Households in the highest income category ($150,000 or more) were the least likely to shut off the air conditioner when at home and awake, and when they were asleep. However, they were the most likely to set the temperature at 24ºC or higher when asleep.

Dwelling tenure

When setting the thermostats in their homes renters were more likely to turn the air conditioner off when the household was asleep (35%) compared to those who owned their dwelling (28%) (Table 3). Renters were also more likely to shut off their AC when away from home (65%) than owners (53%). However, households living in owned dwellings were more likely than those living in rental dwellings to keep their homes at 24ºC or higher.

Operating tips for using air conditioners

Several government agencies have issued operating tips for air conditioners to minimize energy use. The following are tips from two organizations.

The Ontario Ministry of Energy (OME) provides Energy Saving Tips that recommend cooling your home to 24ºC or 25ºC. 1  The OME advises that each degree below 26 will noticeably increase electricity use and the AC system should be shut off when the home is unoccupied.

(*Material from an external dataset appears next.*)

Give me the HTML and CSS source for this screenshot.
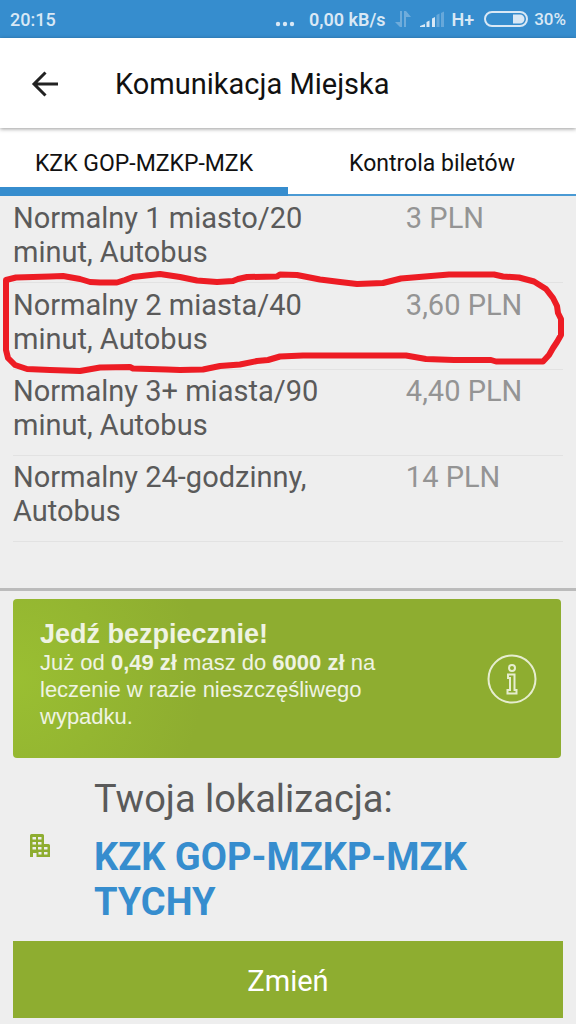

The OME states that "Contrary to popular belief, this method uses less electricity than having the AC constantly maintain a cool temperature!"

According to the Office of Energy Efficiency (OEE), in order to reduce operating costs and save energy, the thermostat should be set between 25ºC and 27ºC when a house is occupied; and about 28ºC while it is empty for more than four hours. 2  If the house is going to be unoccupied for more than 24 hours, the central AC system should be shut off.

The OEE recommends the same temperature settings for a room air conditioner as for a central air conditioner. 3  However, it also advises that it is much more effective to start the room air conditioner earlier in the day and cool the room gradually, instead of letting the heat build up all day and then turning the air conditioner to its maximum setting in order to cool the room quickly.